A few people make things happen, many watch what happens, and the rest don’t know what hit them: my vision for practical political education is that one day most people understand how the system works and make things happen to the solve political and social problems they face.
Political events like the budget, elections and party conferences involve intense lobbying by business, professions, major charities and other interests because they know the difference politics makes to them. Firms pay good money for lobbyists so that politicians and civil servants understand their industry and interests. Likewise, large charities, unions and pressure groups employ campaigners to make sure that their concerns are taken into account. They don’t always get their way – consider the cancellation of Heathrow’s third airport or the loan to Sheffield Forgemasters foundery – but their case will have been considered at a high level.
But many people barely know what’s happening until too late. Jobs come or go; local services improve, struggle or disappear; anti-social behaviour may be intolerable or invisible, but most people feel they can’t do much about anything.
People can, in fact, have more influence about issues than they realise. But it does take knowledge, skill and, above all, contacts. Being part of an organisation that shares your interests is often the key to making a difference. A lot of the information is fairly easy to find, and the skills can be learnt as you engage with the issue. But it takes organisation to involve people, engage your MP, the media and the people who decide what is to be done about your issue. It may not be easy, but taking action often means that your concerns are taken into account in some way, even if you don’t win everything you want.
My main point is that the more organised, powerful interests have more influence on what happens than the majority. In practice we do not live in a democracy, because most people did not vote for the Government (that’s just they way the electoral arithmetic works nowadays) and between elections people feel they have little effective power about anything.
But even without reform of the political system, there are many ways in which appropriate practical political education could help people have a more effective say. They need not be powerless.
So what would it look like?
1st, every community association, civic society, faith community, school governing body, housing association, parish council, local authority, chamber of commerce, trades council, Womens’ Institute and other civic body sees the benefits of better political understanding and is not afraid to hold political discussions or even short courses about issues that affect their members and community and what to do about them;
2nd, learning providers, such as adult and community education services, the WEA, learndirect, unionlearn, further and higher education colleges, as well as libraries , museums , the Parliamentary Outreach service and even public services are willing to run practical workshops for people to understand what’s happening and how to influence decisions if they want. People can also find courses and tutors through The School of Everything.

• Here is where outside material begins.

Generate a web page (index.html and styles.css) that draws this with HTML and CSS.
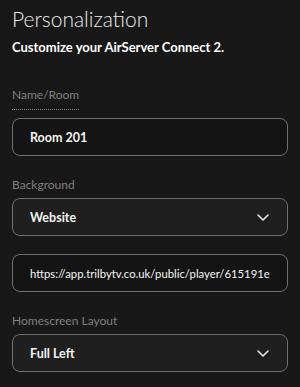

3rd, government and the media encourage people to take part in practical political education, just as they have done for adult literacy or support for enterprise skills over the past 30 years. This would mean, for example, that government websites have a “Citizens Action” link:to advice and support on how to make a difference, including mysociety webtools to help them influence their elected representatives, just as many sites have “Business Advice: For business advice and support services visit Business Link. There would be media campaigns, like On The Move for adult literacy in the 1970s or the annual Adult Learners’ Week now.
To support this provision, every parish, town or district would have an independent “democracy hub” or “social action network” to support and promote this provision at a local level; university politics departments and organizations like the Sheila McKechnie Foundation, Citizens Organising Foundation, ACRE, WEA or NAVCA would train and support facilitators (tutors); and there would be conferences and fairs like Charity Week or Business Start Up at Earls Court where political education providers meet, promote new methods or materials, and develop their craft.
This provision would be paid for through a mixed economy, just as adult and community learning is today – part subsidized by local and national government, part funded through fees, and some sponsored by foundations, charities or companies. Public funding would play a significant role for people on low incomes, through Individual Learning Accounts and mainstream education provision.
Although practical political education is challenging for local and national governments, they support it because effective citizens can help to make better decisions and solve social problems faster. Community action could enable the political system get to grips with persistent problems like drug abuse, domestic violence, run-down estates, gross inequality, family breakdown and more. It would bring issues into the open sooner and test assumptions behind major decisions. And it would help to ensure that the poorest and most included in society could learn how to have and use their voice, so that political decisions take account of all citizens, not just those who can employ lobbyists.
This is an achievable vision: 30 years ago, adult literacy courses wre far and few between, often run by voluntary organisations or even taught by volunteers; now they are part of mainstream provision, available almost everywhere. Business training and support is almost unniversal, so that anyone who wants to set up a business can get advice, training and support to increase their chances of success.
Ten years from now anyone who wants to campaing about something, has an idea about how a public service can be improved, or is concerned about an injustice, or sees a threat to their community, should be able to get expertise adivce and learning to understand the issue, how the political system works, and what to do to make a diference.